begin The data

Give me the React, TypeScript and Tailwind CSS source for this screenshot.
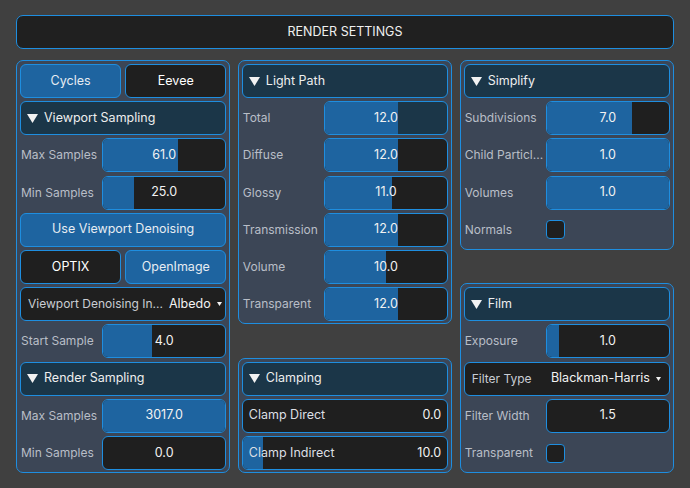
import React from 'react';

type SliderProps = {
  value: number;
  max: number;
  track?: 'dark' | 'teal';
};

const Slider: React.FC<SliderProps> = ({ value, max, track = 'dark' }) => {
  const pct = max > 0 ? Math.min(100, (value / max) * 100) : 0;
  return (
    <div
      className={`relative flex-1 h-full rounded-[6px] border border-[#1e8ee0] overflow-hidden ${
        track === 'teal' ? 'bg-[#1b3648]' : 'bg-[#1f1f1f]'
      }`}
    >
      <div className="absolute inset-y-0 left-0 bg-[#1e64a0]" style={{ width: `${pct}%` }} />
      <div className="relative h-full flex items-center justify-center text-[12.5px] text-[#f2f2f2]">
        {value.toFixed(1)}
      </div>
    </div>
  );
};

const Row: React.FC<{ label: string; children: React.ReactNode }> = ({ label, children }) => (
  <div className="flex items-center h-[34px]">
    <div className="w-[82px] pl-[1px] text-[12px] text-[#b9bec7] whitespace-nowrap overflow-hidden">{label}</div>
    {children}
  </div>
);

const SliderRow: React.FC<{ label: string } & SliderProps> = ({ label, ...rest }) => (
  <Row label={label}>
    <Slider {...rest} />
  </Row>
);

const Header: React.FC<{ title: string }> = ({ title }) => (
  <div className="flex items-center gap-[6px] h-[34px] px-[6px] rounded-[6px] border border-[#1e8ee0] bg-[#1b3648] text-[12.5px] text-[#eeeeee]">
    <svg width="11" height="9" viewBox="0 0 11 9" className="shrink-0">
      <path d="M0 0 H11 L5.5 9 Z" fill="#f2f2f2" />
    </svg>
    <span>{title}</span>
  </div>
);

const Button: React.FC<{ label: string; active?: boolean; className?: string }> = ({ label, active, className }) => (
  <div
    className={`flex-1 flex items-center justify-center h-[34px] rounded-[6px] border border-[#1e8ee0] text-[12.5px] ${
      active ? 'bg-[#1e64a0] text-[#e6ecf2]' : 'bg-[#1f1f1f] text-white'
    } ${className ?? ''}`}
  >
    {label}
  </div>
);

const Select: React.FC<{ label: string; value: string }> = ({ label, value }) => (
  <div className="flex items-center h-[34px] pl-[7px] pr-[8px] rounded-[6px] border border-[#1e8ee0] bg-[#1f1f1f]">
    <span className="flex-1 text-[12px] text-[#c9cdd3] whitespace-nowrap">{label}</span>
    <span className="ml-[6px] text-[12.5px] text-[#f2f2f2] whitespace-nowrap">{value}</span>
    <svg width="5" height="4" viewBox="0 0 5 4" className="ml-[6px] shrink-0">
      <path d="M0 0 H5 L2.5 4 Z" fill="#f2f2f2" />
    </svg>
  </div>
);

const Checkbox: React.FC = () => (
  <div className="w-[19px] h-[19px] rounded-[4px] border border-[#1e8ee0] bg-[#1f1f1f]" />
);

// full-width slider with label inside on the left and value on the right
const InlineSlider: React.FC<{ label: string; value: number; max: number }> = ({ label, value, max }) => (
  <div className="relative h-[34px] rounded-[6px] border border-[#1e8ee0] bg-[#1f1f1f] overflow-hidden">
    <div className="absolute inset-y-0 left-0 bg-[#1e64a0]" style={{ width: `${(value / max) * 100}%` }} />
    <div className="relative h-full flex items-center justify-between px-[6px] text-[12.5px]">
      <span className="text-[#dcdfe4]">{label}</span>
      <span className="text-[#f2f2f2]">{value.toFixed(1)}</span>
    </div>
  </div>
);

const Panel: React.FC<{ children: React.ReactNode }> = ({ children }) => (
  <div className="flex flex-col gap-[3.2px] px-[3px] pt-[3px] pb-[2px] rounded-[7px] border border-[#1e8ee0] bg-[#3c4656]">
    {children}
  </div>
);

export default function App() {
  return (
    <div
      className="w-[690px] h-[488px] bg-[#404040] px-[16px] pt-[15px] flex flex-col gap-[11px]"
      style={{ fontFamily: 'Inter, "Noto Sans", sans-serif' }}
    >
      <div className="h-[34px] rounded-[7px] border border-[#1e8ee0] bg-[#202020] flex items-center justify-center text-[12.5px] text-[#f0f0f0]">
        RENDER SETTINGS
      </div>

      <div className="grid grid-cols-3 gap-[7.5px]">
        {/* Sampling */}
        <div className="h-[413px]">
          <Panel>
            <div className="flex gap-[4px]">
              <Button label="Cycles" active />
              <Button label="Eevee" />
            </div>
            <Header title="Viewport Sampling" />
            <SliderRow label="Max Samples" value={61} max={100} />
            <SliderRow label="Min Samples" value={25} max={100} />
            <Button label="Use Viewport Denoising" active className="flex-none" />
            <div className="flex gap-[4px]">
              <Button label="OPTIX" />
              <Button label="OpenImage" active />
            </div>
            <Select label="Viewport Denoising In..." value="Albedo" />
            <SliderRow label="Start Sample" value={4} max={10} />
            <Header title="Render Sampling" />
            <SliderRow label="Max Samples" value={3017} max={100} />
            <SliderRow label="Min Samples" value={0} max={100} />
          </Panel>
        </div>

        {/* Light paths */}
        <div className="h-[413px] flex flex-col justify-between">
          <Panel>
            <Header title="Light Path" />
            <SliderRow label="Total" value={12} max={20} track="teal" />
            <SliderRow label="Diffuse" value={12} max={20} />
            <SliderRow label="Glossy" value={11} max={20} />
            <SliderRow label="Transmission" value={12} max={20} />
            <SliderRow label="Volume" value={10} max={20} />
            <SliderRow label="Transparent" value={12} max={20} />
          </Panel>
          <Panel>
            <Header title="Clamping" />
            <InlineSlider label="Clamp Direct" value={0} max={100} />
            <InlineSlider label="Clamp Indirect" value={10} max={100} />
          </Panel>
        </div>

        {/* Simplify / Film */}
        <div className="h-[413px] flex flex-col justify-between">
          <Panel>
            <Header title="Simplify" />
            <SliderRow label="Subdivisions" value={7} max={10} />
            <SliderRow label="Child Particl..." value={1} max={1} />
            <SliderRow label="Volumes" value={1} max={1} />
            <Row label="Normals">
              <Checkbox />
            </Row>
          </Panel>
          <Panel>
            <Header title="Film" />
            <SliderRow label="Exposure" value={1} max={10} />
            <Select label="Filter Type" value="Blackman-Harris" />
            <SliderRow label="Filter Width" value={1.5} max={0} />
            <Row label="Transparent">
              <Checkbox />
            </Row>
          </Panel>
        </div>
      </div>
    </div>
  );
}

end The data
begin The data

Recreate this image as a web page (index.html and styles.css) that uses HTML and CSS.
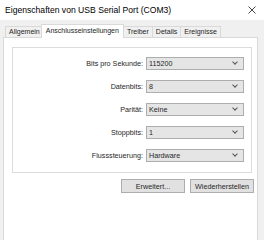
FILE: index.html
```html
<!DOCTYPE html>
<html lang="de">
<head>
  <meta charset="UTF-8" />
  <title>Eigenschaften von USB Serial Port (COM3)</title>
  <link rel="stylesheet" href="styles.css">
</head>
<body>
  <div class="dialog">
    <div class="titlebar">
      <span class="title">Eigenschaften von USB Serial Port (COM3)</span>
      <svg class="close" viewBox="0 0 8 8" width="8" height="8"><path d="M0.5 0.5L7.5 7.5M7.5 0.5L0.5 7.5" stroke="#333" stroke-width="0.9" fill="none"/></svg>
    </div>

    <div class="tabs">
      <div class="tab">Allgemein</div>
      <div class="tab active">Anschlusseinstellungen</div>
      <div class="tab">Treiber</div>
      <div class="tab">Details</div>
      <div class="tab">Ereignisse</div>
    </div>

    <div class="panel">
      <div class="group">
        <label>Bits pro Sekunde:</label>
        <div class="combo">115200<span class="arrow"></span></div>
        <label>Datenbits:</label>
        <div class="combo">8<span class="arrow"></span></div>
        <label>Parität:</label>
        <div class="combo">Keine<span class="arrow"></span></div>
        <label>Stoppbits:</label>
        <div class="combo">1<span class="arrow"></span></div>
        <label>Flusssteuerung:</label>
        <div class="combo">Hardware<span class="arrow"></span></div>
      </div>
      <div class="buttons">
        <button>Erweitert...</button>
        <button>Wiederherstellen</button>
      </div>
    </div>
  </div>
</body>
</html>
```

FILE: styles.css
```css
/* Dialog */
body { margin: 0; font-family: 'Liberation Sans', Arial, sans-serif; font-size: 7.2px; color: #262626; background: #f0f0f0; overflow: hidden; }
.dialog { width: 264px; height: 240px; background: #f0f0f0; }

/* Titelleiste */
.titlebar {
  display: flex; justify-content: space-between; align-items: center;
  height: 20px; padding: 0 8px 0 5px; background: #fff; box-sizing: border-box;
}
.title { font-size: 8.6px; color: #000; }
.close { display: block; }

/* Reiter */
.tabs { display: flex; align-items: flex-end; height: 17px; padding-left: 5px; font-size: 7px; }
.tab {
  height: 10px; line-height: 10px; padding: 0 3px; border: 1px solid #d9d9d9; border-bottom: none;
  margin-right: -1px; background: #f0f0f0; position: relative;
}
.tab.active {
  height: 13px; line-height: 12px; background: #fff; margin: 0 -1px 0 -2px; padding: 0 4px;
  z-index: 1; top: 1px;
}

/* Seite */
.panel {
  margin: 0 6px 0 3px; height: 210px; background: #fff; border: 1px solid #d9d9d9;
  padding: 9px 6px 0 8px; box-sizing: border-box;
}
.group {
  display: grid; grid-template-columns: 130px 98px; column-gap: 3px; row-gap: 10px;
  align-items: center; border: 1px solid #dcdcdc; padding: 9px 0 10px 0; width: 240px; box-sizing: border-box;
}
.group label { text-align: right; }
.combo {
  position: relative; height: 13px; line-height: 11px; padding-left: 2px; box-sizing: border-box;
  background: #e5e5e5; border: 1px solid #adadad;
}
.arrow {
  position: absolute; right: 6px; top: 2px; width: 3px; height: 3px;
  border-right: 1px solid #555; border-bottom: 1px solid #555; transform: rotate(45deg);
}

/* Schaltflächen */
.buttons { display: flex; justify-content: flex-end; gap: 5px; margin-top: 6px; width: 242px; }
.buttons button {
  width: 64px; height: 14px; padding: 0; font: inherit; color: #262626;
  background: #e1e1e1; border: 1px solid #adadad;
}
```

end The data

Work instructions: Show the lines that mention the word "index".

Exercise response:
Recreate this image as a web page (index.html and styles.css) that uses HTML and CSS.
FILE: index.html
  z-index: 1; top: 1px;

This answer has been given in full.